(Interface markup and scripts)
- - -

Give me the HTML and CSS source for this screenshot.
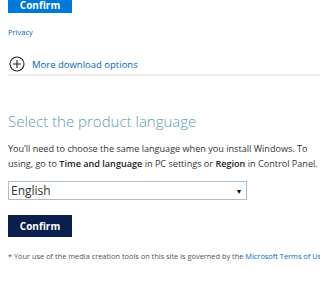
FILE: index.html
```html
<!DOCTYPE html>
<html>
<head>
<meta charset="utf-8">
<link rel="stylesheet" href="styles.css">
</head>
<body>
<div class="page">
  <div class="btn btn-blue">Confirm</div>
  <a class="privacy">Privacy</a>
  <div class="more">
    <svg class="plus" width="16" height="16" viewBox="0 0 16 16"><circle cx="8" cy="8" r="7" fill="none" stroke="#222" stroke-width="1.1"/><path d="M8 4v8M4 8h8" stroke="#222" stroke-width="1.1"/></svg>
    <span class="more-text">More download options</span>
  </div>
  <div class="rule"></div>
  <h2 class="title">Select the product language</h2>
  <p class="desc">You’ll need to choose the same language when you install Windows. To<br>using, go to <b>Time and language</b> in PC settings or <b>Region</b> in Control Panel.</p>
  <div class="select"><span>English</span><span class="arrow">▾</span></div>
  <div class="btn btn-navy">Confirm</div>
  <p class="foot">* Your use of the media creation tools on this site is governed by the <a class="link">Microsoft Terms of Use</a> for this website.</p>
</div>
</body>
</html>
```
FILE: styles.css
```css
html, body { margin: 0; padding: 0; background: #fff; overflow: hidden; }
.page { padding-left: 8px; font-family: "Open Sans", "Noto Sans", sans-serif; color: #333; white-space: nowrap; }
.btn { width: 64px; display: flex; align-items: center; justify-content: center; color: #fff; font-weight: 700; font-size: 10px; }
.btn-blue { background: #0078d7; margin-top: -3px; height: 16px; }
.btn-navy { background: #0b1f4d; margin-top: 15px; height: 22px; }
.privacy { display: block; color: #0067b8; font-size: 7.5px; margin-top: 14px; line-height: 10px; }
.more { display: flex; align-items: center; gap: 7px; margin-top: 19px; height: 16px; }
.plus { margin-left: 1px; }
.more-text { color: #0067b8; font-size: 9.5px; }
.rule { height: 2px; background: #ececec; margin-top: 2px; }
.title { font-weight: 300; font-size: 15px; color: #5b9db1; margin: 35px 0 0; line-height: 20px; }
.desc { font-size: 9.1px; line-height: 15px; margin: 10px 0 0; color: #333; }
.desc b { font-weight: 600; color: #222; }
.select { width: 235px; height: 17px; border: 1px solid #a9bed3; display: flex; align-items: center; justify-content: space-between; font-size: 12px; color: #333; margin-top: 10px; padding: 0 0 0 2px; box-sizing: content-box; }
.arrow { font-size: 8px; color: #000; margin-right: 5px; }
.foot { font-size: 7.4px; color: #505050; margin: 14px 0 0; }
.link { color: #0067b8; }
```
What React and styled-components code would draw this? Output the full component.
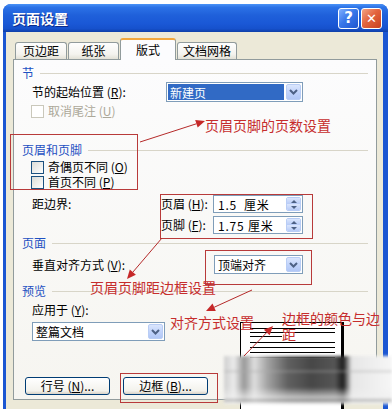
import React from "react";
import styled, { createGlobalStyle } from "styled-components";

const GlobalStyle = createGlobalStyle`
  html, body {
    margin: 0;
    padding: 0;
    background: #ffffff;
  }
  body {
    font-family: "Noto Sans CJK SC", "Noto Sans", sans-serif;
    font-size: 12px;
    color: #000;
  }
`;

function Chevron() {
  return (
    <svg width="9" height="6" viewBox="0 0 9 6">
      <path d="M1 1 L4.5 4.5 L8 1" fill="none" stroke="#4D6185" strokeWidth="2" />
    </svg>
  );
}

function Arrow({ x1, y1, x2, y2 }) {
  // arrow head at (x2, y2)
  const len = Math.hypot(x2 - x1, y2 - y1);
  const ux = (x2 - x1) / len;
  const uy = (y2 - y1) / len;
  const bx = x2 - ux * 9;
  const by = y2 - uy * 9;
  const px = -uy * 4;
  const py = ux * 4;
  return (
    <g>
      <line x1={x1} y1={y1} x2={bx} y2={by} stroke="#B52A2A" strokeWidth="1" />
      <polygon
        points={`${x2},${y2} ${bx + px},${by + py} ${bx - px},${by - py}`}
        fill="#C62828"
      />
    </g>
  );
}

function Combo({ width, height, text, selected }) {
  return (
    <ComboBox $w={width} $h={height}>
      <ComboText $selected={selected}>{text}</ComboText>
      <DropButton>
        <Chevron />
      </DropButton>
    </ComboBox>
  );
}

function Spin({ value }) {
  return (
    <SpinBox>
      <SpinText>{value}</SpinText>
      <SpinButtons>
        <SpinHalf>
          <UpTri />
        </SpinHalf>
        <SpinHalf>
          <DownTri />
        </SpinHalf>
      </SpinButtons>
    </SpinBox>
  );
}

function Check({ label, k, disabled, mt }) {
  return (
    <Row $h={14} $mt={mt} $indent={9}>
      <CheckBox $disabled={disabled} />
      <Label $disabled={disabled}>
        {label} (<Key>{k}</Key>)
      </Label>
    </Row>
  );
}

export default function App() {
  return (
    <Page>
      <GlobalStyle />
      <Window>
        <TitleBar>
          <Title>页面设置</Title>
          <CaptionButton>?</CaptionButton>
          <CaptionButton $close>✕</CaptionButton>
        </TitleBar>
        <Body>
          <TabRow>
            <Tab $w={52}>页边距</Tab>
            <Tab $w={51}>纸张</Tab>
            <Tab $w={56} $active>
              版式
            </Tab>
            <Tab $w={60}>文档网格</Tab>
          </TabRow>
          <Panel>
            <GroupTitle $mt={6}>节</GroupTitle>
            <Row $h={20} $mt={2}>
              <Label $w={134}>
                节的起始位置 (<Key>R</Key>):
              </Label>
              <Combo width={137} height={20} text="新建页" selected />
            </Row>
            <Check label="取消尾注" k="U" disabled mt={2} />

            <GroupTitle $mt={25}>页眉和页脚</GroupTitle>
            <Check label="奇偶页不同" k="O" mt={3} />
            <Check label="首页不同" k="P" mt={1} />
            <Row $h={18} $mt={6}>
              <Label $w={129}>距边界:</Label>
              <Label $w={52}>
                页眉 (<Key>H</Key>):
              </Label>
              <Spin value="1.5  厘米" />
            </Row>
            <Row $h={18} $mt={3}>
              <Label $w={129} />
              <Label $w={52}>
                页脚 (<Key>F</Key>):
              </Label>
              <Spin value="1.75 厘米" />
            </Row>

            <GroupTitle $mt={2}>页面</GroupTitle>
            <Row $h={19} $mt={5}>
              <Label $w={182}>
                垂直对齐方式 (<Key>V</Key>):
              </Label>
              <Combo width={89} height={19} text="顶端对齐" />
            </Row>

            <GroupTitle $mt={10}>预览</GroupTitle>
            <PreviewRow>
              <PreviewLeft>
                <Label>
                  应用于 (<Key>Y</Key>):
                </Label>
                <Combo width={133} height={19} text="整篇文档" />
              </PreviewLeft>
              <PreviewPage>
                <TextLine $mt={5} />
                <TextLine $mt={3} />
                <TextLine $mt={3} $short />
                <TextLine $mt={5} />
                <TextLine $mt={4} />
                <TextLine $mt={4} />
                <TextLine $mt={4} />
              </PreviewPage>
            </PreviewRow>

            <ButtonRow>
              <Button>
                行号 (<Key>N</Key>)...
              </Button>
              <Button>
                边框 (<Key>B</Key>)...
              </Button>
            </ButtonRow>
          </Panel>
        </Body>
      </Window>

      <Smear />

      <RedBox $x={10} $y={134} $w={128} $h={56} />
      <RedBox $x={160} $y={194} $w={153} $h={45} />
      <RedBox $x={205} $y={250} $w={107} $h={35} />
      <RedBox $x={120} $y={373} $w={98} $h={30} />

      <Annotation $x={205} $y={117}>页眉页脚的页数设置</Annotation>
      <Annotation $x={90} $y={279}>页眉页脚距边框设置</Annotation>
      <Annotation $x={170} $y={314}>对齐方式设置</Annotation>
      <Annotation $x={282} $y={310} $w={100}>
        边框的颜色与边距
      </Annotation>

      <ArrowLayer width="392" height="409" viewBox="0 0 392 409">
        <Arrow x1={140} y1={142} x2={205} y2={121} />
        <Arrow x1={162} y1={238} x2={127} y2={279} />
        <Arrow x1={252} y1={290} x2={206} y2={311} />
        <Arrow x1={244} y1={356} x2={273} y2={326} />
      </ArrowLayer>
    </Page>
  );
}

const Page = styled.div`
  position: relative;
  width: 392px;
  height: 409px;
  overflow: hidden;
  box-sizing: border-box;
  padding: 4px 4px 0 3px;
  background: #ffffff;
`;

const Window = styled.div`
  width: 385px;
  height: 405px;
  display: flex;
  flex-direction: column;
  background: #1b56d2;
  border-radius: 8px 8px 0 0;
  overflow: hidden;
`;

const TitleBar = styled.div`
  height: 28px;
  flex-shrink: 0;
  display: flex;
  align-items: center;
  padding: 0 6px 0 9px;
  background: linear-gradient(
    180deg,
    #4a93f7 0%,
    #2c72e6 12%,
    #1f60da 40%,
    #1a58d6 70%,
    #1651cc 88%,
    #0f3fa8 100%
  );
`;

const Title = styled.span`
  flex: 1;
  color: #fff;
  font-weight: bold;
  font-size: 14px;
  text-shadow: 1px 1px 0 #0a2a8a;
`;

const CaptionButton = styled.div`
  width: 21px;
  height: 21px;
  margin-left: 2px;
  box-sizing: border-box;
  border: 1px solid #fff;
  border-radius: 3px;
  display: flex;
  align-items: center;
  justify-content: center;
  color: #fff;
  font-family: "DejaVu Sans", sans-serif;
  font-weight: bold;
  font-size: ${(p) => (p.$close ? "13px" : "15px")};
  background: ${(p) =>
    p.$close
      ? "linear-gradient(135deg, #f3a487 0%, #e3643e 45%, #c8401f 100%)"
      : "linear-gradient(135deg, #7fb0ff 0%, #3a78ea 45%, #1e55cf 100%)"};
`;

const Body = styled.div`
  flex: 1;
  margin: 0 5px 0 3px;
  background: #ece9d8;
  padding: 6px 6px 0 7px;
`;

const TabRow = styled.div`
  display: flex;
  align-items: flex-end;
  height: 21px;
  padding-left: 2px;
`;

const Tab = styled.div`
  position: relative;
  z-index: ${(p) => (p.$active ? 1 : 0)};
  width: ${(p) => p.$w}px;
  height: ${(p) => (p.$active ? 22 : 17)}px;
  margin-right: 1px;
  margin-bottom: ${(p) => (p.$active ? -1 : 0)}px;
  box-sizing: border-box;
  border: 1px solid #919b9c;
  border-bottom: none;
  border-top: ${(p) => (p.$active ? "2px solid #f2a73c" : "1px solid #919b9c")};
  border-radius: 3px 3px 0 0;
  background: ${(p) =>
    p.$active ? "#fcfcfe" : "linear-gradient(180deg, #fefefe 0%, #f4f3ee 70%, #e3e1d6 100%)"};
  display: flex;
  align-items: center;
  justify-content: center;
  font-size: 12px;
  line-height: 14px;
`;

const Panel = styled.div`
  height: 341px;
  box-sizing: border-box;
  border: 1px solid #919b9c;
  background: linear-gradient(180deg, #fcfcfd 0%, #f6f5f0 100%);
  padding: 0 8px;
  display: flex;
  flex-direction: column;
`;

const GroupTitle = styled.div`
  display: flex;
  align-items: center;
  height: 14px;
  line-height: 14px;
  margin-top: ${(p) => p.$mt}px;
  color: #1e50c2;
  &::after {
    content: "";
    flex: 1;
    height: 1px;
    margin-left: 6px;
    background: #d8d5c8;
  }
`;

const Row = styled.div`
  display: flex;
  align-items: center;
  height: ${(p) => p.$h}px;
  margin-top: ${(p) => p.$mt}px;
  padding-left: ${(p) => p.$indent ?? 10}px;
`;

const Label = styled.span`
  flex-shrink: 0;
  width: ${(p) => (p.$w ? `${p.$w}px` : "auto")};
  white-space: nowrap;
  line-height: 14px;
  color: ${(p) => (p.$disabled ? "#aca899" : "#000")};
`;

const Key = styled.u`
  text-decoration: underline;
`;

const CheckBox = styled.span`
  width: 13px;
  height: 13px;
  box-sizing: border-box;
  margin-right: 4px;
  border: 1px solid ${(p) => (p.$disabled ? "#cac8bb" : "#1c5180")};
  background: ${(p) =>
    p.$disabled ? "#fff" : "linear-gradient(135deg, #dcdcd7 0%, #ffffff 100%)"};
`;

const ComboBox = styled.div`
  width: ${(p) => p.$w}px;
  height: ${(p) => p.$h}px;
  box-sizing: border-box;
  border: 1px solid #7f9db9;
  background: #fff;
  padding: 1px;
  display: flex;
  align-items: stretch;
`;

const ComboText = styled.span`
  flex: 1;
  display: flex;
  align-items: center;
  padding-left: 2px;
  margin-right: 2px;
  background: ${(p) => (p.$selected ? "#316ac5" : "transparent")};
  color: ${(p) => (p.$selected ? "#fff" : "#000")};
`;

const DropButton = styled.span`
  width: 15px;
  box-sizing: border-box;
  border: 1px solid #b9cdf5;
  border-radius: 2px;
  background: linear-gradient(180deg, #dbe6fd 0%, #c2d4fb 50%, #b1c7f6 100%);
  display: flex;
  align-items: center;
  justify-content: center;
`;

const SpinBox = styled.div`
  width: 90px;
  height: 18px;
  box-sizing: border-box;
  border: 1px solid #7f9db9;
  background: #fff;
  padding: 1px;
  display: flex;
`;

const SpinText = styled.span`
  flex: 1;
  display: flex;
  align-items: center;
  padding-left: 3px;
  white-space: pre;
  letter-spacing: 0.8px;
`;

const SpinButtons = styled.span`
  width: 15px;
  display: flex;
  flex-direction: column;
  border-radius: 2px;
  overflow: hidden;
  border: 1px solid #b9cdf5;
  box-sizing: border-box;
`;

const SpinHalf = styled.span`
  flex: 1;
  display: flex;
  align-items: center;
  justify-content: center;
  background: linear-gradient(180deg, #dbe6fd 0%, #b7cbf7 100%);
`;

const UpTri = styled.span`
  width: 0;
  height: 0;
  border-left: 3px solid transparent;
  border-right: 3px solid transparent;
  border-bottom: 3px solid #4d6185;
`;

const DownTri = styled.span`
  width: 0;
  height: 0;
  border-left: 3px solid transparent;
  border-right: 3px solid transparent;
  border-top: 3px solid #4d6185;
`;

const PreviewRow = styled.div`
  display: flex;
  height: 74px;
  margin-top: 5px;
`;

const PreviewLeft = styled.div`
  display: flex;
  flex-direction: column;
  gap: 5px;
  padding-left: 10px;
  width: 133px;
`;

const PreviewPage = styled.div`
  width: 104px;
  height: 90px;
  margin: 19px 0 0 75px;
  box-sizing: border-box;
  padding: 0 6px 0 9px;
  background: #fff;
  border-top: 1px solid #000;
  border-left: 1px solid #000;
  border-right: 3px solid #000;
`;

const TextLine = styled.div`
  height: 1px;
  margin-top: ${(p) => p.$mt}px;
  width: ${(p) => (p.$short ? "32px" : "100%")};
  background: #000;
`;

const ButtonRow = styled.div`
  display: flex;
  gap: 13px;
  padding-left: 3px;
`;

const Button = styled.div`
  width: 85px;
  height: 18px;
  box-sizing: border-box;
  border: 1px solid #003c74;
  border-radius: 3px;
  background: linear-gradient(180deg, #ffffff 0%, #f3f2ec 80%, #d8d2c6 100%);
  display: flex;
  align-items: center;
  justify-content: center;
  line-height: 14px;
`;

const Smear = styled.div`
  position: absolute;
  left: 224px;
  top: 356px;
  width: 168px;
  height: 48px;
  filter: blur(1.5px);
  background: linear-gradient(
      180deg,
      rgba(245, 245, 245, 0) 0%,
      rgba(245, 245, 245, 0) 28%,
      rgba(170, 170, 170, 0.45) 32%,
      rgba(245, 245, 245, 0) 36%,
      rgba(245, 245, 245, 0) 65%,
      rgba(240, 240, 240, 0.75) 88%,
      rgba(150, 150, 150, 0.7) 92%,
      rgba(240, 240, 240, 0.85) 97%
    ),
    linear-gradient(
      90deg,
      #cfcfcf 0%,
      #ebebeb 6%,
      #989898 12%,
      #dedede 18%,
      #a2a2a2 26%,
      #606060 38%,
      #474747 52%,
      #555 66%,
      #1c1c1c 71%,
      #e6e6e6 76%,
      #f6f6f6 100%
    );
`;

const RedBox = styled.div`
  position: absolute;
  left: ${(p) => p.$x}px;
  top: ${(p) => p.$y}px;
  width: ${(p) => p.$w}px;
  height: ${(p) => p.$h}px;
  box-sizing: border-box;
  border: 1px solid #b83a3a;
  pointer-events: none;
`;

const Annotation = styled.span`
  position: absolute;
  left: ${(p) => p.$x}px;
  top: ${(p) => p.$y}px;
  width: ${(p) => (p.$w ? `${p.$w}px` : "auto")};
  white-space: ${(p) => (p.$w ? "normal" : "nowrap")};
  color: #c62d2d;
  font-size: 14px;
  line-height: 16px;
`;

const ArrowLayer = styled.svg`
  position: absolute;
  left: 0;
  top: 0;
  pointer-events: none;
`;
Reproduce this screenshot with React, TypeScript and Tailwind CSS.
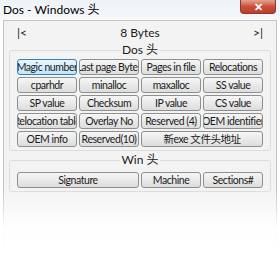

- - -

● **YOUR GOAL**
Show all lines from the listing above in which "screenshot" appears.

● **RESPONSE TO THIS EXERCISE**
Give me the HTML and CSS source for this screenshot.
Reproduce this screenshot with React, TypeScript and Tailwind CSS.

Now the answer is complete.